In much the same way, an atheist does not need to justify to himself the reasons for not believing that there is a God. It's simply something instilled in him. It's a perception that he cannot rid himself of, no matter how many times he has found himself in bed, giving God the benefit of the doubt, pleading to be turned into a believer, seeking a sense of belonging, purpose, significance, and protection. The mornings after such nights, the atheist wakes up, still an atheist.

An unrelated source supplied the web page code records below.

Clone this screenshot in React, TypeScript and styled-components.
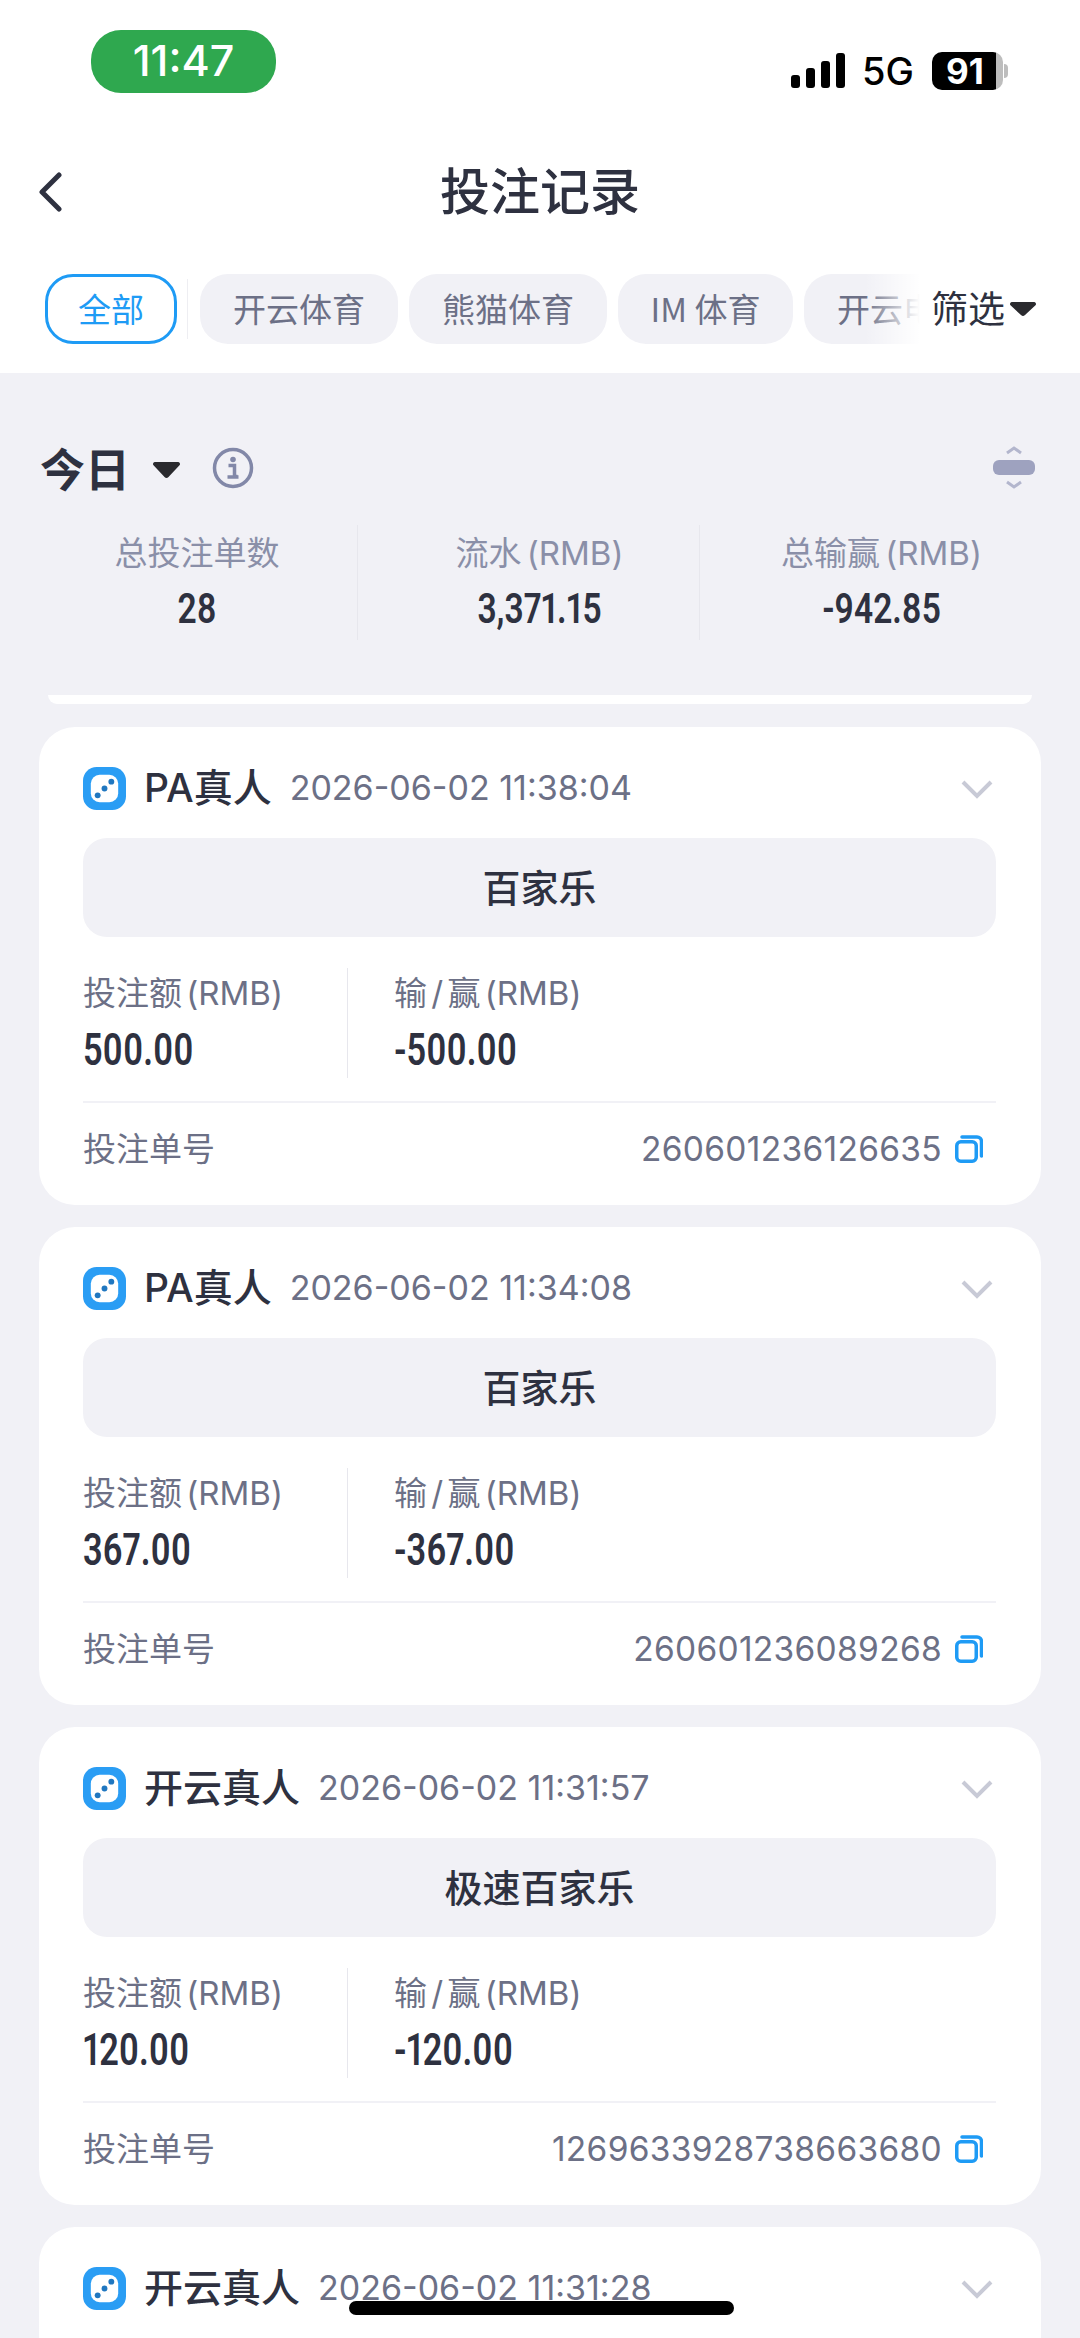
import React from 'react';
import styled, { createGlobalStyle } from 'styled-components';

const GlobalStyle = createGlobalStyle`
  html, body { margin: 0; padding: 0; background: #f1f1f6; }
  * { box-sizing: border-box; }
  body { font-family: Inter, "Noto Sans CJK SC", sans-serif; color: #2e3140; }
`;

const Page = styled.div`
  position: relative;
  width: 1080px;
  height: 2338px;
  overflow: hidden;
  background: #f1f1f6;
`;

const Header = styled.header`
  background: #fff;
  height: 373px;
`;

const StatusBar = styled.div`
  height: 120px;
  padding: 30px 72px 0 91px;
  display: flex;
  justify-content: space-between;
  align-items: flex-start;
`;

const TimePill = styled.div`
  width: 185px;
  height: 63px;
  border-radius: 30px;
  background: #2fa84f;
  color: #fff;
  font: 500 43px/61px Inter, sans-serif;
  text-align: center;
`;

const StatusRight = styled.div`
  display: flex;
  align-items: center;
  margin-top: 22px;
  height: 38px;
`;

const NetLabel = styled.span`
  font: 500 38px/38px Inter, sans-serif;
  color: #000;
  margin: 0 18px 0 15px;
`;

const Battery = styled.div`
  width: 71px;
  height: 38px;
  border-radius: 10px;
  background: linear-gradient(90deg, #000 90%, #bdbdbd 90%);
  color: #fff;
  font: 700 35px/38px Inter, sans-serif;
  text-align: center;
  padding-right: 5px;
`;

const BatteryCap = styled.div`
  width: 4px;
  height: 14px;
  margin-left: 1px;
  border-radius: 0 4px 4px 0;
  background: #bdbdbd;
`;

const NavBar = styled.div`
  position: relative;
  height: 144px;
  padding-bottom: 8px;
  display: flex;
  align-items: center;
  justify-content: center;
`;

const BackButton = styled.button`
  position: absolute;
  left: 37px;
  top: 50%;
  transform: translateY(-50%);
  border: 0;
  padding: 0;
  background: none;
  display: flex;
`;

const Title = styled.h1`
  margin: 0;
  font: 500 50px/64px "Noto Sans CJK SC", sans-serif;
  color: #2e3140;
`;

const TabsRow = styled.div`
  position: relative;
  margin-top: 10px;
  height: 70px;
  padding-left: 45px;
  display: flex;
  align-items: center;
  overflow: hidden;
`;

const Tab = styled.div<{ $active?: boolean; $w: number }>`
  flex: none;
  width: ${p => p.$w}px;
  height: 70px;
  margin-right: ${p => (p.$active ? 13 : 11)}px;
  padding-bottom: 3px;
  border-radius: 28px;
  display: flex;
  align-items: center;
  justify-content: center;
  white-space: nowrap;
  overflow: hidden;
  font: 400 33px/64px "Noto Sans CJK SC", sans-serif;
  background: ${p => (p.$active ? '#fff' : '#f1f1f6')};
  color: ${p => (p.$active ? '#1e9bf5' : '#6c7086')};
  border: ${p => (p.$active ? '3px solid #1e9bf5' : '0')};
`;

const TabDivider = styled.div`
  flex: none;
  width: 1px;
  height: 60px;
  margin: 0 12px 0 -3px;
  background: #eeeef2;
`;

const FilterOverlay = styled.div`
  position: absolute;
  top: 0;
  right: 0;
  width: 215px;
  height: 70px;
  padding: 0 0 4px 66px;
  display: flex;
  align-items: center;
  background: linear-gradient(90deg, rgba(255, 255, 255, 0) 0, #fff 55px);
  font: 400 37px/66px "Noto Sans CJK SC", sans-serif;
  color: #2e3140;
`;

const FilterCaret = styled.svg`
  margin: 4px 0 0 5px;
`;

const SummaryHead = styled.div`
  margin-top: 65px;
  height: 60px;
  padding: 0 45px 0 40px;
  display: flex;
  align-items: center;
`;

const PeriodLabel = styled.div`
  font: 700 45px/60px "Noto Sans CJK SC", sans-serif;
  color: #2e3140;
`;

const PeriodCaret = styled.svg`
  margin: 4px 32px 0 23px;
`;

const Expand = styled.svg`
  margin-left: auto;
`;

const SummaryStats = styled.div`
  margin: 27px 39px 0 15px;
  height: 115px;
  display: grid;
  grid-template-columns: repeat(3, 1fr);
`;

const SummaryCell = styled.div<{ $line?: boolean }>`
  padding-left: 22px;
  text-align: center;
  border-left: ${p => (p.$line ? '1px solid #e7e7ed' : '0')};
`;

const SummaryLabel = styled.div`
  font: 400 33px/50px Inter, "Noto Sans CJK SC", sans-serif;
  word-spacing: -4px;
  color: #8a8fa8;
  margin-top: 3px;
`;

const SummaryValue = styled.div`
  margin-top: 3px;
  font: 600 43px/54px Roboto, sans-serif;
  font-variant-numeric: proportional-nums;
  color: #2e3140;
  transform: scaleX(0.78);
`;

const StubCard = styled.div`
  margin: 55px 48px 0;
  height: 9px;
  background: #fff;
  border-radius: 0 0 16px 16px;
`;

const List = styled.div`
  margin-top: 23px;
  padding: 0 39px;
  display: flex;
  flex-direction: column;
  gap: 22px;
`;

const Card = styled.article`
  flex: none;
  height: 478px;
  border-radius: 36px;
  background: #fff;
  padding: 28px 45px 13px 44px;
`;

const CardHead = styled.div`
  height: 66px;
  display: flex;
  align-items: center;
`;

const VenueName = styled.span`
  margin-left: 18px;
  font: 500 39px/66px Inter, "Noto Sans CJK SC", sans-serif;
  color: #2e3140;
`;

const BetTime = styled.span`
  margin-left: 18px;
  font: 400 34px/66px Inter, sans-serif;
  color: #6c7086;
`;

const Chevron = styled.svg`
  margin: 2px 3px 0 auto;
`;

const GameBox = styled.div`
  margin-top: 17px;
  height: 99px;
  border-radius: 24px;
  background: #f1f1f6;
  text-align: center;
  font: 500 38px/96px "Noto Sans CJK SC", sans-serif;
  color: #2e3140;
`;

const AmountRow = styled.div`
  margin-top: 31px;
  height: 110px;
  display: flex;
`;

const Amount = styled.div<{ $first?: boolean }>`
  width: ${p => (p.$first ? '265px' : 'auto')};
  padding-left: ${p => (p.$first ? '0' : '46px')};
  border-right: ${p => (p.$first ? '1px solid #e7e7ed' : '0')};
`;

const AmountLabel = styled.div`
  font: 400 33px/50px Inter, "Noto Sans CJK SC", sans-serif;
  word-spacing: -5px;
  color: #6c7086;
`;

const AmountValue = styled.div`
  margin-top: 7px;
  font: 600 44px/50px Roboto, sans-serif;
  font-variant-numeric: proportional-nums;
  color: #2e3140;
  transform: scaleX(0.78);
  transform-origin: left center;
`;

const CardFoot = styled.div`
  margin-top: 23px;
  height: 91px;
  padding-top: 2px;
  border-top: 2px solid #f1f1f6;
  display: flex;
  align-items: center;
  justify-content: space-between;
  font: 400 33px/88px Inter, "Noto Sans CJK SC", sans-serif;
  color: #6c7086;
`;

const OrderNo = styled.div`
  display: flex;
  align-items: center;
  gap: 13px;
  padding-right: 13px;
  font-size: 33.500px;
  letter-spacing: 0.3px;
`;

const HomeBar = styled.div`
  position: absolute;
  left: 349px;
  top: 2301px;
  width: 385px;
  height: 14px;
  border-radius: 7px;
  background: #000;
`;

const DiceIcon = () => (
  <svg width="43" height="43" viewBox="0 0 44 44" style={{ flex: 'none' }}>
    <rect x="0" y="0" width="44" height="44" rx="14" fill="#2a9df4" />
    <rect x="8" y="8" width="28" height="28" rx="9" fill="#fff" />
    <circle cx="15" cy="29" r="3" fill="#2077c0" />
    <circle cx="22" cy="22" r="3" fill="#2077c0" />
    <circle cx="29" cy="15" r="3" fill="#2077c0" />
  </svg>
);

const CopyIcon = () => (
  <svg width="28" height="28" viewBox="0 0 28 28" fill="none" stroke="#1e9bf5" strokeWidth="3.500">
    <rect x="1.750" y="6.750" width="19.500" height="19.500" rx="4" />
    <path d="M7 2h15a4.500 4.500 0 0 1 4.500 4.500V21" strokeLinecap="round" />
  </svg>
);

const SignalIcon = () => (
  <svg width="56" height="36" viewBox="0 0 56 36" fill="#000">
    <rect x="0" y="22" width="9" height="13" rx="3" />
    <rect x="15" y="15" width="9" height="20" rx="3" />
    <rect x="30" y="8" width="9" height="27" rx="3" />
    <rect x="45" y="0" width="9" height="35" rx="3" />
  </svg>
);

type Bet = { venue: string; time: string; game: string; stake: string; result: string; order: string };

const bets: Bet[] = [
  { venue: 'PA真人', time: '2026-06-02 11:38:04', game: '百家乐', stake: '500.00', result: '-500.00', order: '260601236126635' },
  { venue: 'PA真人', time: '2026-06-02 11:34:08', game: '百家乐', stake: '367.00', result: '-367.00', order: '260601236089268' },
  { venue: '开云真人', time: '2026-06-02 11:31:57', game: '极速百家乐', stake: '120.00', result: '-120.00', order: '1269633928738663680' },
  { venue: '开云真人', time: '2026-06-02 11:31:28', game: '极速百家乐', stake: '100.00', result: '-100.00', order: '1269633928738663679' },
];

const BetCard = ({ bet }: { bet: Bet }) => (
  <Card>
    <CardHead>
      <DiceIcon />
      <VenueName>{bet.venue}</VenueName>
      <BetTime>{bet.time}</BetTime>
      <Chevron width="32" height="20" viewBox="0 0 32 20" fill="none" stroke="#c8cad6" strokeWidth="4">
        <path d="M2 3l14 14L30 3" />
      </Chevron>
    </CardHead>
    <GameBox>{bet.game}</GameBox>
    <AmountRow>
      <Amount $first>
        <AmountLabel>投注额 (RMB)</AmountLabel>
        <AmountValue>{bet.stake}</AmountValue>
      </Amount>
      <Amount>
        <AmountLabel>输 / 赢 (RMB)</AmountLabel>
        <AmountValue>{bet.result}</AmountValue>
      </Amount>
    </AmountRow>
    <CardFoot>
      <span>投注单号</span>
      <OrderNo>
        {bet.order}
        <CopyIcon />
      </OrderNo>
    </CardFoot>
  </Card>
);

const App = () => (
  <Page>
    <GlobalStyle />
    <Header>
      <StatusBar>
        <TimePill>11:47</TimePill>
        <StatusRight>
          <SignalIcon />
          <NetLabel>5G</NetLabel>
          <Battery>91</Battery>
          <BatteryCap />
        </StatusRight>
      </StatusBar>
      <NavBar>
        <BackButton>
          <svg width="26" height="40" viewBox="0 0 26 40" fill="none" stroke="#2e3140" strokeWidth="5" strokeLinecap="round" strokeLinejoin="round">
            <path d="M22 3L5 20l17 17" />
          </svg>
        </BackButton>
        <Title>投注记录</Title>
      </NavBar>
      <TabsRow>
        <Tab $active $w={132}>全部</Tab>
        <TabDivider />
        <Tab $w={198}>开云体育</Tab>
        <Tab $w={198}>熊猫体育</Tab>
        <Tab $w={175}>IM 体育</Tab>
        <Tab $w={198}>开云电竞</Tab>
        <FilterOverlay>
          筛选
          <FilterCaret width="26" height="14" viewBox="0 0 26 14" fill="#2a2a2e">
            <path d="M2 0h22a2 2 0 0 1 1.500 3.300L15 13a3 3 0 0 1-4 0L.5 3.300A2 2 0 0 1 2 0z" />
          </FilterCaret>
        </FilterOverlay>
      </TabsRow>
    </Header>

    <SummaryHead>
      <PeriodLabel>今日</PeriodLabel>
      <PeriodCaret width="27" height="16" viewBox="0 0 27 16" fill="#2a2a2e">
        <path d="M2 0h23a2 2 0 0 1 1.500 3.300L15.500 15a3 3 0 0 1-4 0L.5 3.300A2 2 0 0 1 2 0z" />
      </PeriodCaret>
      <svg width="42" height="42" viewBox="0 0 42 42" fill="none">
        <circle cx="21" cy="21" r="18.500" stroke="#8288a8" strokeWidth="3.500" />
        <circle cx="21" cy="12.500" r="2.800" fill="#8288a8" />
        <path d="M16.500 18.500h6v11h3M15.500 30h11" stroke="#8288a8" strokeWidth="3.500" />
      </svg>
      <Expand width="42" height="46" viewBox="0 0 42 46" fill="none">
        <rect x="0" y="15" width="42" height="15" rx="6" fill="#9ea2bf" />
        <path d="M14 8l7-5 7 5M14 37l7 5 7-5" stroke="#b3b6cd" strokeWidth="3" />
      </Expand>
    </SummaryHead>

    <SummaryStats>
      <SummaryCell>
        <SummaryLabel>总投注单数</SummaryLabel>
        <SummaryValue>28</SummaryValue>
      </SummaryCell>
      <SummaryCell $line>
        <SummaryLabel>流水 (RMB)</SummaryLabel>
        <SummaryValue>3,371.15</SummaryValue>
      </SummaryCell>
      <SummaryCell $line>
        <SummaryLabel>总输赢 (RMB)</SummaryLabel>
        <SummaryValue>-942.85</SummaryValue>
      </SummaryCell>
    </SummaryStats>

    <StubCard />
    <List>
      {bets.map(bet => (
        <BetCard key={bet.order} bet={bet} />
      ))}
    </List>
    <HomeBar />
  </Page>
);

export default App;
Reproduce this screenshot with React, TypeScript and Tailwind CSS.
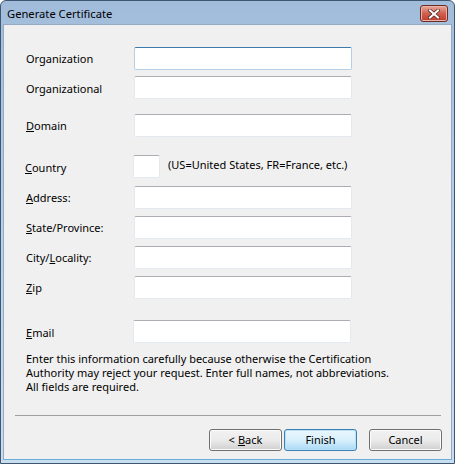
import React from "react";

const font = { fontFamily: '"Noto Sans", "Open Sans", sans-serif' };

function TextBox({ w = "w-[218px]", focused = false }: { w?: string; focused?: boolean }) {
  return focused ? (
    <div className={`${w} h-[23px] bg-white border border-[#b5cfe7] border-t-[#3d7bad] rounded-[2px]`} />
  ) : (
    <div className={`${w} h-[23px] bg-white border border-[#e3e9ef] border-t-[#abadb3] rounded-[2px]`} />
  );
}

function Row({
  mt,
  label,
  children,
}: {
  mt: string;
  label: React.ReactNode;
  children: React.ReactNode;
}) {
  return (
    <div className={`flex items-center h-[23px] ${mt}`}>
      <div className="w-[108px] shrink-0 pt-[2px]">{label}</div>
      {children}
    </div>
  );
}

function Btn({ children, def = false }: { children: React.ReactNode; def?: boolean }) {
  return (
    <div
      className={`w-[73px] h-[22px] rounded-[3px] flex items-center justify-center ${
        def
          ? "border border-[#3c7fb1] bg-gradient-to-b from-[#eaf6fd] via-[#d9f0fc] to-[#a7d9f5] shadow-[inset_0_0_0_1px_#b8e2f9]"
          : "border border-[#707070] bg-gradient-to-b from-[#f2f2f2] via-[#ebebeb] to-[#cfcfcf] shadow-[inset_0_0_0_1px_#fcfcfc]"
      }`}
    >
      {children}
    </div>
  );
}

export default function App() {
  return (
    <div
      className="w-[455px] h-[464px] border border-[#3f5670] rounded-t-[6px] bg-gradient-to-b from-[#a1bcda] via-[#b9d0ea] to-[#c9ddf1] flex flex-col text-[11px] text-black overflow-hidden"
      style={font}
    >
      {/* Title bar */}
      <div className="h-[23px] shrink-0 flex items-center justify-between pl-[6px] pr-[6px]">
        <span className="text-[11.2px] leading-none mt-[3px]">Generate Certificate</span>
        <div className="w-[28px] h-[17px] mt-[2px] rounded-[3px] border border-[#6e2b24] bg-gradient-to-b from-[#e8a89c] via-[#d0614f] to-[#c0392b] flex items-center justify-center shadow-[inset_0_0_0_1px_#eab3a8]">
          <svg width="12" height="10" viewBox="0 0 12 10">
            <path d="M2 1.5 L10 8.5 M10 1.5 L2 8.5" stroke="#5a2a25" strokeWidth="3.6" strokeLinecap="square" />
            <path d="M2 1.5 L10 8.5 M10 1.5 L2 8.5" stroke="#ffffff" strokeWidth="2" strokeLinecap="square" />
          </svg>
        </div>
      </div>

      {/* Content */}
      <div className="flex-1 mx-[2px] mb-[3px] bg-[#f0f0f0] border border-[#94aac4] border-b-[#6aaedb] flex flex-col pl-[22px] pt-[22px]">
        <Row mt="mt-0" label={<span>Organization</span>}>
          <TextBox focused />
        </Row>
        <Row mt="mt-[6px]" label={<span className="relative top-[1px]">Organizational</span>}>
          <TextBox />
        </Row>
        <Row mt="mt-[15px]" label={<span><u>D</u>omain</span>}>
          <TextBox />
        </Row>
        <Row
          mt="mt-[18px]"
          label={<span className="relative top-[1px] -left-px"><u>C</u>ountry</span>}
        >
          <div className="-ml-px flex items-center">
            <TextBox w="w-[27px]" />
            <span className="ml-[8px] relative -top-[1px]">(US=United States, FR=France, etc.)</span>
          </div>
        </Row>
        <Row mt="mt-[8px]" label={<span><u>A</u>ddress:</span>}>
          <TextBox />
        </Row>
        <Row mt="mt-[7px]" label={<span><u>S</u>tate/Province:</span>}>
          <TextBox />
        </Row>
        <Row mt="mt-[7px]" label={<span>City/<u>L</u>ocality:</span>}>
          <TextBox />
        </Row>
        <Row mt="mt-[7px]" label={<span><u>Z</u>ip</span>}>
          <TextBox />
        </Row>
        <Row mt="mt-[21px]" label={<span className="relative top-[1px]"><u>E</u>mail</span>}>
          <div className="-ml-px">
            <TextBox />
          </div>
        </Row>
        <p className="mt-[9px] leading-[14px]">
          Enter this information carefully because otherwise the Certification
          <br />
          Authority may reject your request. Enter full names, not abbreviations.
          <br />
          All fields are required.
        </p>
        <div className="flex-1" />
        <div className="-ml-[11px] mr-[10px] h-px bg-[#a0a0a0]" />
        <div className="flex justify-end pr-[9px] mt-[13px] mb-[8px]">
          <Btn>
            &lt; <u className="ml-[3px]">B</u>ack
          </Btn>
          <div className="w-[2px]" />
          <Btn def>Finish</Btn>
          <div className="w-[12px]" />
          <Btn>Cancel</Btn>
        </div>
      </div>
    </div>
  );
}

A human being who believes in God credits Him for everything that is wonderful about life. If there's a rainbow in the horizon, the believer smiles and thinks "Ah, that's one of God's marvels. There is indeed a God." On the other hand, a human being who denies the existence of God relies on negative events that take place around him to further instill in himself the theory that God does not exist. If a natural disaster destroys a temple, the atheist sarcastically exclaims "So much for Mr. omnipotent, caring, and loving!" Ultimately, the difference between believers and non-believers is their intuitive awareness, and mine says that God is not the creator... He is the created.


I do not sense the existence of a Supreme human being, but I cannot venture to say that I'll die holding that view. I've come across older people who say to have been in my situation when they were younger, and they've given me reason to consider the idea that my "atheism" is just a stage in my life and as such, it's not to last forever.

Although I do not believe there's a God, don't expect to see me in the ten o'clock news: "The Humanflesh-Eating Serial Killer Has Done It Again!" True, I do not believe in God, but that aside, I could win the "Churchboy of the Year" award. My morals and those of a good churchboy run in parallel to a great extent; it's our incentives/justification in fulfilling them that differ.